## BEGIN
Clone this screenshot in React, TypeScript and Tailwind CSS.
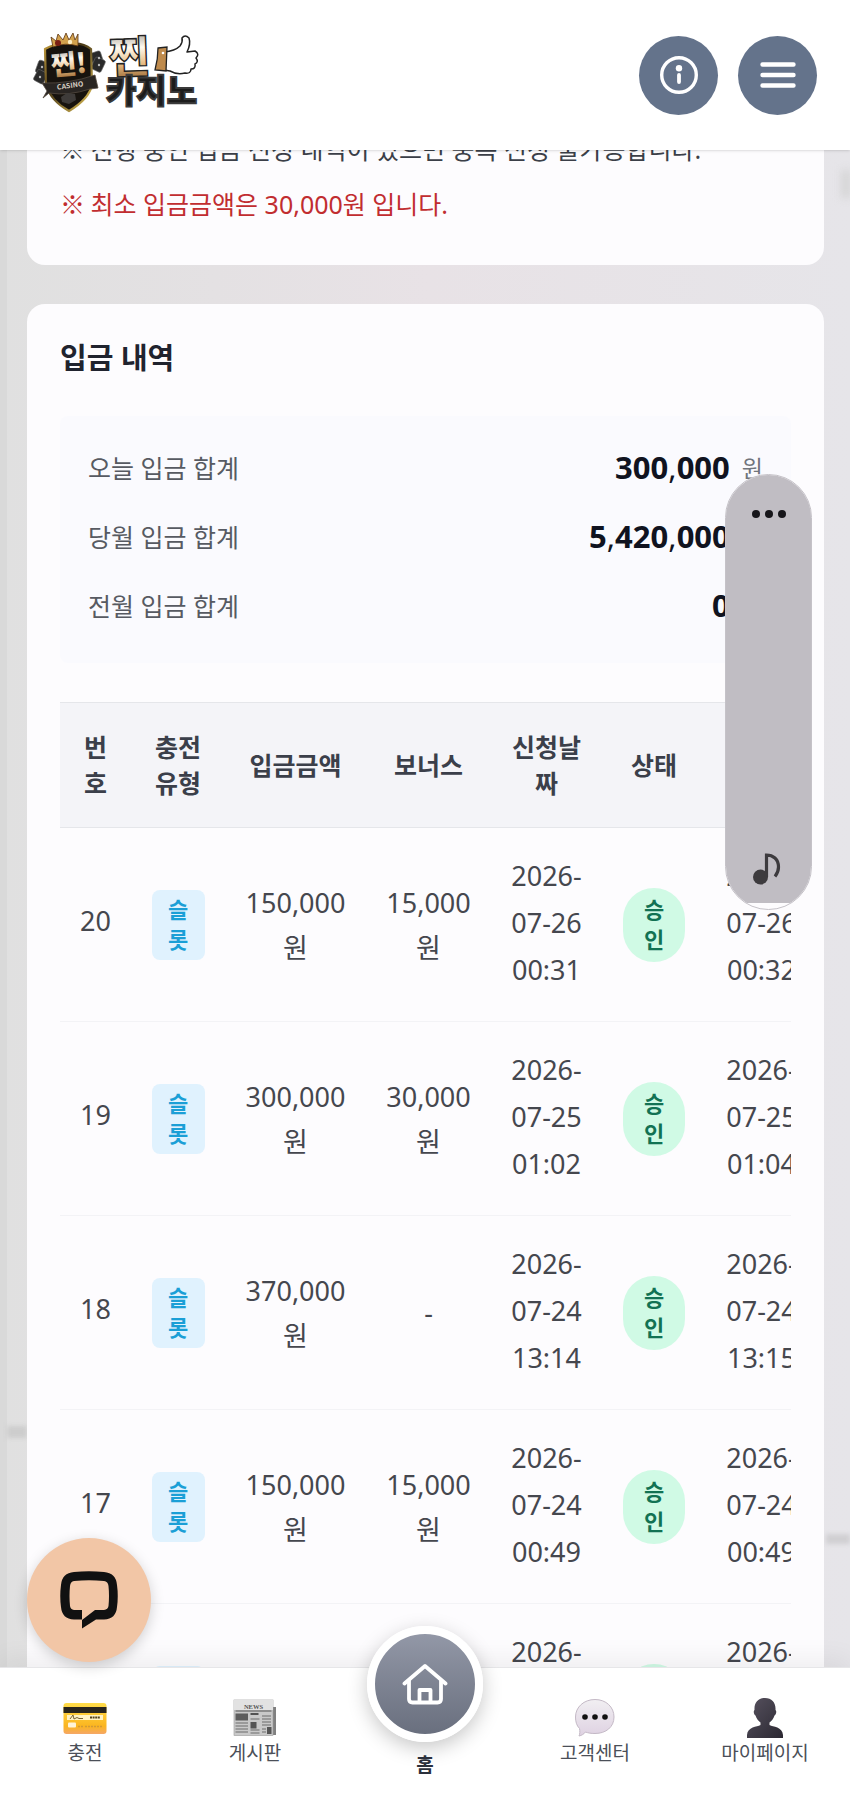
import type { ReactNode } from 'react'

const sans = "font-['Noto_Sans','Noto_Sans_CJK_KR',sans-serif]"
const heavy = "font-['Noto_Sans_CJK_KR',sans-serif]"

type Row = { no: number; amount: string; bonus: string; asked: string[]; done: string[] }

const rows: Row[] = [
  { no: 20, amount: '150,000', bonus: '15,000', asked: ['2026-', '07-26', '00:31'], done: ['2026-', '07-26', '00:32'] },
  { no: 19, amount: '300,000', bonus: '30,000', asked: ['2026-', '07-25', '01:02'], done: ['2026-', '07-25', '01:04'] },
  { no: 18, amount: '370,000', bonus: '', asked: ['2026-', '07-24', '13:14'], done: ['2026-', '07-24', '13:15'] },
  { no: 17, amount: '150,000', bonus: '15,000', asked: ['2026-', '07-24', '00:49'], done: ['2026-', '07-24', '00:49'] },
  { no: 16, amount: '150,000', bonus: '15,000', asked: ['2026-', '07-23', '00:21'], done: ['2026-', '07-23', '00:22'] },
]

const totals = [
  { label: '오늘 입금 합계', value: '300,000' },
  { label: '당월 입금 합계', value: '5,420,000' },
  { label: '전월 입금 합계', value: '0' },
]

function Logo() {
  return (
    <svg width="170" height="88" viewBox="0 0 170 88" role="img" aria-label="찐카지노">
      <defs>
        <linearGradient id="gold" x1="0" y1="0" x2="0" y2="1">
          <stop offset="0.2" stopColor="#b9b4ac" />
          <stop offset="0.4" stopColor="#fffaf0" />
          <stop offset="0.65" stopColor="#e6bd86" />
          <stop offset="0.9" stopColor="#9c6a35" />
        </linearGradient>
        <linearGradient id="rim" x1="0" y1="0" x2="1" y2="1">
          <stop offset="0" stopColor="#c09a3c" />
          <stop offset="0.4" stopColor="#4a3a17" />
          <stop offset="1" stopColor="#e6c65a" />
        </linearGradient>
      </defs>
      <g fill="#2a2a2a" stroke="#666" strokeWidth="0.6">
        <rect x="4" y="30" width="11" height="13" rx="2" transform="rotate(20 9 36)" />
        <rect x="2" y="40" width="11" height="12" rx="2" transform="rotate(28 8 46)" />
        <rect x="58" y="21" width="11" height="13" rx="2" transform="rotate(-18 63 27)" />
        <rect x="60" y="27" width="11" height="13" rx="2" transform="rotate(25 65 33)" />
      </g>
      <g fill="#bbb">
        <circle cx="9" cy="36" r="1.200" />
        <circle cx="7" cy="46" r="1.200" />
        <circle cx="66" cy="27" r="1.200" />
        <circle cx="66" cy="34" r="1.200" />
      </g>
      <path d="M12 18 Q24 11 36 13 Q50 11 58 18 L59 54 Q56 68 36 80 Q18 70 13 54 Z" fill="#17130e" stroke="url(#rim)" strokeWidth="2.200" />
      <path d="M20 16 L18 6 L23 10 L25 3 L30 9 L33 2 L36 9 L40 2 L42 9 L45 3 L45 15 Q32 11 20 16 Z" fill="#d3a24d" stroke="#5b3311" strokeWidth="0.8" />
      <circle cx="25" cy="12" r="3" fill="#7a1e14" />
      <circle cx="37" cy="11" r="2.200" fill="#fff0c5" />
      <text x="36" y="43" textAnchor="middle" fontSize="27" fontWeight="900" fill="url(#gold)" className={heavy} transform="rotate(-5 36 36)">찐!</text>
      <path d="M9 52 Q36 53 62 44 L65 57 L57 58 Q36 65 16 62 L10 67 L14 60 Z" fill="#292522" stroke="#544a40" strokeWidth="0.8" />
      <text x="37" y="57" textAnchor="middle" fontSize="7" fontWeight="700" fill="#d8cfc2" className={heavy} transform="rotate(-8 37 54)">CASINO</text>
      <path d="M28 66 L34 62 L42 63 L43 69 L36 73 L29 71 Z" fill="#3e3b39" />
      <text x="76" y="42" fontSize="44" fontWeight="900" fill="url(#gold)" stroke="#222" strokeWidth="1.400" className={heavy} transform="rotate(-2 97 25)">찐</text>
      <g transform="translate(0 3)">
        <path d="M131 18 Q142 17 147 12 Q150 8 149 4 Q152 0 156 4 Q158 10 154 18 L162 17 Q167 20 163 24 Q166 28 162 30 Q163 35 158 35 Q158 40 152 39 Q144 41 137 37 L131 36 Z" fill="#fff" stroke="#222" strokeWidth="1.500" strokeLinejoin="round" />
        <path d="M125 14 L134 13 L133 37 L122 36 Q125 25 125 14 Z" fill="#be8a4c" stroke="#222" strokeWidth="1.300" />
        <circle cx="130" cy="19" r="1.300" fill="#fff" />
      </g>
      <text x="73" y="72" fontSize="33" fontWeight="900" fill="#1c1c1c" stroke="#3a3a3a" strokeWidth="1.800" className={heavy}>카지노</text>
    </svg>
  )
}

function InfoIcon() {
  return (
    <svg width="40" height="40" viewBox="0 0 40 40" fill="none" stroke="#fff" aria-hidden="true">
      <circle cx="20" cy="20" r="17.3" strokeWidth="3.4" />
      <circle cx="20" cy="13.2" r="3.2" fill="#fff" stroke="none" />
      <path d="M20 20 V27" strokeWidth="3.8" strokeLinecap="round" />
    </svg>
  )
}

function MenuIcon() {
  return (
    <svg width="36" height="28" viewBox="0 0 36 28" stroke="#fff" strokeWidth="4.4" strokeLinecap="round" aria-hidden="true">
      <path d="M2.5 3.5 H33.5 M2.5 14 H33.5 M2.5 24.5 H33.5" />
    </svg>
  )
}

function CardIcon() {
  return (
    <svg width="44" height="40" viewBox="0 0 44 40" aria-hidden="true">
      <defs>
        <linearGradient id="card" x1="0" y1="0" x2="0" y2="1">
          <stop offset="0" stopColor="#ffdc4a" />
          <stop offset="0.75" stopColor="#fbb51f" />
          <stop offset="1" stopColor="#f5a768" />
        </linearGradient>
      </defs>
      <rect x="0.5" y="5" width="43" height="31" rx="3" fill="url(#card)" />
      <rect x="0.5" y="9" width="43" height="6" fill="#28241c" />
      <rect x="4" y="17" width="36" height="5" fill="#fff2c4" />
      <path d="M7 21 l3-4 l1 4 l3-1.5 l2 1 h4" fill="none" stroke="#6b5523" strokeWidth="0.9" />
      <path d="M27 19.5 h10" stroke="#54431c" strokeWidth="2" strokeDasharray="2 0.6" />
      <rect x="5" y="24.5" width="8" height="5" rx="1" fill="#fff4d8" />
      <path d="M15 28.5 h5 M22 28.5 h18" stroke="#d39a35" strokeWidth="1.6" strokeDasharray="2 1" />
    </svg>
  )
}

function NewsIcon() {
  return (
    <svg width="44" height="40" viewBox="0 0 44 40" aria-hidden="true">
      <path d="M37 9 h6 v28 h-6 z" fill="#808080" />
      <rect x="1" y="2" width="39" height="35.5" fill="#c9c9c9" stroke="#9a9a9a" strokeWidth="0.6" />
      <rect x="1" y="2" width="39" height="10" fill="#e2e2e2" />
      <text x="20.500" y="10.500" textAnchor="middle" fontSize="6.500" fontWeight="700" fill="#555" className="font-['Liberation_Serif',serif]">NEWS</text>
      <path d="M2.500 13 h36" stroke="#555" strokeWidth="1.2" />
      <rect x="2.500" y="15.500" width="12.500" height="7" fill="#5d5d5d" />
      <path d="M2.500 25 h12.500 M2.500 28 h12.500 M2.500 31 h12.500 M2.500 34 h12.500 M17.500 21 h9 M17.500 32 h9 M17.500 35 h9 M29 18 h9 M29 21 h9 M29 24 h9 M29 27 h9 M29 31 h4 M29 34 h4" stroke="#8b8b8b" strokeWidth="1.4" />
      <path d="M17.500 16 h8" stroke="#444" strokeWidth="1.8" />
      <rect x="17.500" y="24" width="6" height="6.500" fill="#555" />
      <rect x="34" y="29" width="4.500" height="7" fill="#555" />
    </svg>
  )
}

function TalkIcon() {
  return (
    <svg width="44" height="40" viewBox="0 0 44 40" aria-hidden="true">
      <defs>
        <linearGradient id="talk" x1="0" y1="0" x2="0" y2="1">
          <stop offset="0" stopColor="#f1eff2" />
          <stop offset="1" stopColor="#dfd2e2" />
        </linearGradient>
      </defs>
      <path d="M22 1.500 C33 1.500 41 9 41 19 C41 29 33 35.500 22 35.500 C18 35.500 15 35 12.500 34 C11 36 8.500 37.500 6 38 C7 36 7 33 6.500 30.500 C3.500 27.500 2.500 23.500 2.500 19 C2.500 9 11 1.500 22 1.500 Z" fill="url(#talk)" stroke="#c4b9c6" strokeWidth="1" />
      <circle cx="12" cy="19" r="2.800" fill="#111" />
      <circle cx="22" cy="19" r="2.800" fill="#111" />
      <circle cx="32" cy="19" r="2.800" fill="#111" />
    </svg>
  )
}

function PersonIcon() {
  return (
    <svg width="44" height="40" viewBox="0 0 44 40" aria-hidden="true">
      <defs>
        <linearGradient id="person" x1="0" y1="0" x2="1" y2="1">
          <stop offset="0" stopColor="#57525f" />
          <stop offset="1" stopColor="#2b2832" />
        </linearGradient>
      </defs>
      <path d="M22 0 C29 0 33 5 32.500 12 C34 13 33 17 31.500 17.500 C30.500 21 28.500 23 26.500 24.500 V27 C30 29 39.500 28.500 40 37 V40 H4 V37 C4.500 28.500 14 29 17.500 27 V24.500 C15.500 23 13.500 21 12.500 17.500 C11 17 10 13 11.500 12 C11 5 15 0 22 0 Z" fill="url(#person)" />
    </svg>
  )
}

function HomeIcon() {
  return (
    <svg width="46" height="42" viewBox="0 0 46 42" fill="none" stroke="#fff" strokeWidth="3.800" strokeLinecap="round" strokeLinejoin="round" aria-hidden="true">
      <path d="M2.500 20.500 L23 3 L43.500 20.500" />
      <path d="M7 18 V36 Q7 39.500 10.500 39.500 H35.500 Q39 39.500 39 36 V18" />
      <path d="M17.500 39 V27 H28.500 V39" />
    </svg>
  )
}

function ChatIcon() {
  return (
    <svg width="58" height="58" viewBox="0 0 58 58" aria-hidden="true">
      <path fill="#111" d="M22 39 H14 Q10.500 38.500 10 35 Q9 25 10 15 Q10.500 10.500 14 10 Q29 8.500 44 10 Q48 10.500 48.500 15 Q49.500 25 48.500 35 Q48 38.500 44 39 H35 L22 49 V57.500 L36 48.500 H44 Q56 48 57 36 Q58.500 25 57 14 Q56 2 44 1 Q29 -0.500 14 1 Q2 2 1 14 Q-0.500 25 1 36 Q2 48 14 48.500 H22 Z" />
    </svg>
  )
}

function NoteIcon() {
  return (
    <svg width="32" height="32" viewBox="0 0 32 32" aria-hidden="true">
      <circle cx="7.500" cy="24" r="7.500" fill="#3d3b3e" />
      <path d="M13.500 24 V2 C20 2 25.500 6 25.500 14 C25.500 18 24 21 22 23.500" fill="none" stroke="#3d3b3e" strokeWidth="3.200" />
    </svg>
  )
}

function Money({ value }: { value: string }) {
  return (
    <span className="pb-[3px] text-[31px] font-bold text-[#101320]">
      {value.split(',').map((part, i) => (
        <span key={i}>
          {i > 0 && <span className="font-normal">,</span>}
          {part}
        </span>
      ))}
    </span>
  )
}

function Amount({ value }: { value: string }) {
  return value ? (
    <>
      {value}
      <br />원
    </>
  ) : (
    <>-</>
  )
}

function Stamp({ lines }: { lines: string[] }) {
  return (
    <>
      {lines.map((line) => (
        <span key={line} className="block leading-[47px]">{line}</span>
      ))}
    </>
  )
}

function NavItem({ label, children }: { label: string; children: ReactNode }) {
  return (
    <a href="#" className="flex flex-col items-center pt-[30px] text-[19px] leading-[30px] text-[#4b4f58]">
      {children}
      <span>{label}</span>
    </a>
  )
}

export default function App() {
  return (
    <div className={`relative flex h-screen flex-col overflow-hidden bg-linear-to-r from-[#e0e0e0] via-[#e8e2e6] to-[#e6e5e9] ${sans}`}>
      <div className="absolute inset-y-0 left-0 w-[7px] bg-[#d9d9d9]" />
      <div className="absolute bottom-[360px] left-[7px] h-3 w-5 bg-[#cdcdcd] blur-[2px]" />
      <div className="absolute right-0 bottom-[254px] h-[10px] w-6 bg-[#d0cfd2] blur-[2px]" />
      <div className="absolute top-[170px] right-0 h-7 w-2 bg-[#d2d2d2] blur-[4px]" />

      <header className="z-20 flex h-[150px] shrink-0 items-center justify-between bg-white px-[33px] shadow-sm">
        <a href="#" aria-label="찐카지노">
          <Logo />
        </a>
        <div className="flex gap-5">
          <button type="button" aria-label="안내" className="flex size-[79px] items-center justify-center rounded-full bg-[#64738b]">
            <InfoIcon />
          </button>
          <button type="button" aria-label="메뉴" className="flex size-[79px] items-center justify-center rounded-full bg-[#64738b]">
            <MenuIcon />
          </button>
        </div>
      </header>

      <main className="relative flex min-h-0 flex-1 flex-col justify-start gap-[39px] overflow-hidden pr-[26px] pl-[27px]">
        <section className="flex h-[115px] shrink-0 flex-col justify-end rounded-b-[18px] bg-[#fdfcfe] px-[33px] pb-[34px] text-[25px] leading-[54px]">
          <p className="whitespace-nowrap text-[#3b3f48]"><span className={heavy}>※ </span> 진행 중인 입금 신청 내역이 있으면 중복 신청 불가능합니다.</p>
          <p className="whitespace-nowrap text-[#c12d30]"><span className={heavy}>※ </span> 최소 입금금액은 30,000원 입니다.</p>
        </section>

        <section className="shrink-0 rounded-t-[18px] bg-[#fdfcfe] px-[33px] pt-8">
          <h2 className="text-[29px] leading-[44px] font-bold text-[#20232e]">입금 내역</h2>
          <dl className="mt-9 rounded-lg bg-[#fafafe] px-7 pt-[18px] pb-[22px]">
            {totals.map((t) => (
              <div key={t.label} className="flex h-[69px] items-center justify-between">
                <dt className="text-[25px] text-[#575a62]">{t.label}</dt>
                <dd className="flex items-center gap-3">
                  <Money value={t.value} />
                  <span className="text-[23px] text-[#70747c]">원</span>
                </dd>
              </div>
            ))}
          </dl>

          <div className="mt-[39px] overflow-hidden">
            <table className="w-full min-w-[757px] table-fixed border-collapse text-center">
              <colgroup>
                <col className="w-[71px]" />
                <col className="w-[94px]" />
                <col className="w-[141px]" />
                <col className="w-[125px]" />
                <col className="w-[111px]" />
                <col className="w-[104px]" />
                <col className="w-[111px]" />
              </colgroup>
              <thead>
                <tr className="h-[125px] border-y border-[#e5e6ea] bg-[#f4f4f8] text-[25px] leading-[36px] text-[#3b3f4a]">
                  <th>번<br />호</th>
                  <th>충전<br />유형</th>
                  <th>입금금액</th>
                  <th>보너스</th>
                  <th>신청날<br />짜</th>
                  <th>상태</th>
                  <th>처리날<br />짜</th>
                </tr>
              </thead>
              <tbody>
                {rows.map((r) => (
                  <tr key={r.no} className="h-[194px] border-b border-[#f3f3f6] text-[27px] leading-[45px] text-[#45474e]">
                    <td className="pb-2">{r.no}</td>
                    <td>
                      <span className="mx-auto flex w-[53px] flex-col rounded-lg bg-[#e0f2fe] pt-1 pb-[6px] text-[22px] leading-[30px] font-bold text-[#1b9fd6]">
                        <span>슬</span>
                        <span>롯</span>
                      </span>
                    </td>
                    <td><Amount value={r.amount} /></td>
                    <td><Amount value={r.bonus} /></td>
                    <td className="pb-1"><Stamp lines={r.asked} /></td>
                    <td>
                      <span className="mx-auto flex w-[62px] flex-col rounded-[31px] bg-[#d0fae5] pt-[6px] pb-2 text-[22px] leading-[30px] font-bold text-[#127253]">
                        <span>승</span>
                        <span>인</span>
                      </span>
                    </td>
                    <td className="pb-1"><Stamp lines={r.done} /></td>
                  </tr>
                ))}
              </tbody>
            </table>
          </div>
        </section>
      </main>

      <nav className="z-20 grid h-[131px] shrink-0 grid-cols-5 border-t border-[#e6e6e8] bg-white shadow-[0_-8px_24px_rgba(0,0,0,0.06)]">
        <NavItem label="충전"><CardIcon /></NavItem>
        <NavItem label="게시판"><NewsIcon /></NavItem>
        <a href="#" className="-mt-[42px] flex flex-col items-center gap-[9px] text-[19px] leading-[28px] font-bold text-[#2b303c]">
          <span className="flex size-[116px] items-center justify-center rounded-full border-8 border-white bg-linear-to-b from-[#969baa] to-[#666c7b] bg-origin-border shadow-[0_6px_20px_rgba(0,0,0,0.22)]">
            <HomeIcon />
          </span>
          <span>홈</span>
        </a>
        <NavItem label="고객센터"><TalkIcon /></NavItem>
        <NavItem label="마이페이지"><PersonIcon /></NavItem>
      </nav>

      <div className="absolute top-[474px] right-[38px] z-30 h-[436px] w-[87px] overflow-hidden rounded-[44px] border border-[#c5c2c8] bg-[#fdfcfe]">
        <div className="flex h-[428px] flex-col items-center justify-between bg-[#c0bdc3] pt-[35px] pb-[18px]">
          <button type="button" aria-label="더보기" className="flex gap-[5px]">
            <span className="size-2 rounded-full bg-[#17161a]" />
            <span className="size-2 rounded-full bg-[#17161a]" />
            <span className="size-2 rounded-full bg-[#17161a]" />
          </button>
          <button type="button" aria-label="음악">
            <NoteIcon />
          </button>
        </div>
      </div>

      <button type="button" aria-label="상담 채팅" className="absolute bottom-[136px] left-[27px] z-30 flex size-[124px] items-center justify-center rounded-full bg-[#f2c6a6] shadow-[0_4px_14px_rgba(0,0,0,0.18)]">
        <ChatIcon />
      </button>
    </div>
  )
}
## END
**Problem to work on**. Repeat only what lies between the start of the data and the end of the line containing "number; amount: string;", exactly, with pictures left out.

**Answer to this task**.
Clone this screenshot in React, TypeScript and Tailwind CSS.
import type { ReactNode } from 'react'

const sans = "font-['Noto_Sans','Noto_Sans_CJK_KR',sans-serif]"
const heavy = "font-['Noto_Sans_CJK_KR',sans-serif]"

type Row = { no: number; amount: string; bonus: string; asked: string[]; done: string[] }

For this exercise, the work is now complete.